| T.R | Title | User | Personal Name
 | Date | Lines | 
|---|
| 794.1 |  | TLE::LUCIA | http://asaab.zko.dec.com/~lucia/biography.html | Mon Jan 27 1997 12:37 | 10 | 
|  | What other class members ought to have the class scope?  We don't print it for
any 'print' command that I know of.  stop in and the associated reporting
mechanism print the class name::member...  
What happens with (assuming they work right) assignment?  Do you say a
c1.numbers=zero or a c1.numbers=c1::zero?  And if C2 is derived from C1 then it
gets even more confusing.
cout << c1.numbers says 0
 | 
| 794.2 |  | ADA9X::BRETT |  | Tue Jan 28 1997 19:39 | 7 | 
|  | *ALL* class members ought to have class scope.

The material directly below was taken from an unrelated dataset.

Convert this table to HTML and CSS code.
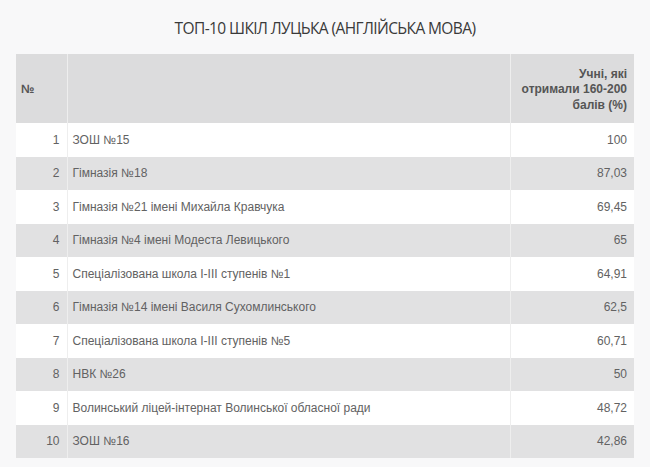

For assignment, you must say (assuming you are outside the class)
	C::E e = C::e1;
/Bevin
 | 
| 794.3 |  | TLE::LUCIA | http://asaab.zko.dec.com/~lucia/biography.html | Wed Jan 29 1997 11:25 | 32 | 
|  | > *ALL* class members ought to have class scope.
What do you really mean?
class foo {
public:
  foo();
  void print();
private:
  int x;
};
whatis foo
class foo {
  void foo::foo(void);
  void foo::print(void);
  int foo::x;
}
??
what if we've entered 'class  foo' to set the current scope?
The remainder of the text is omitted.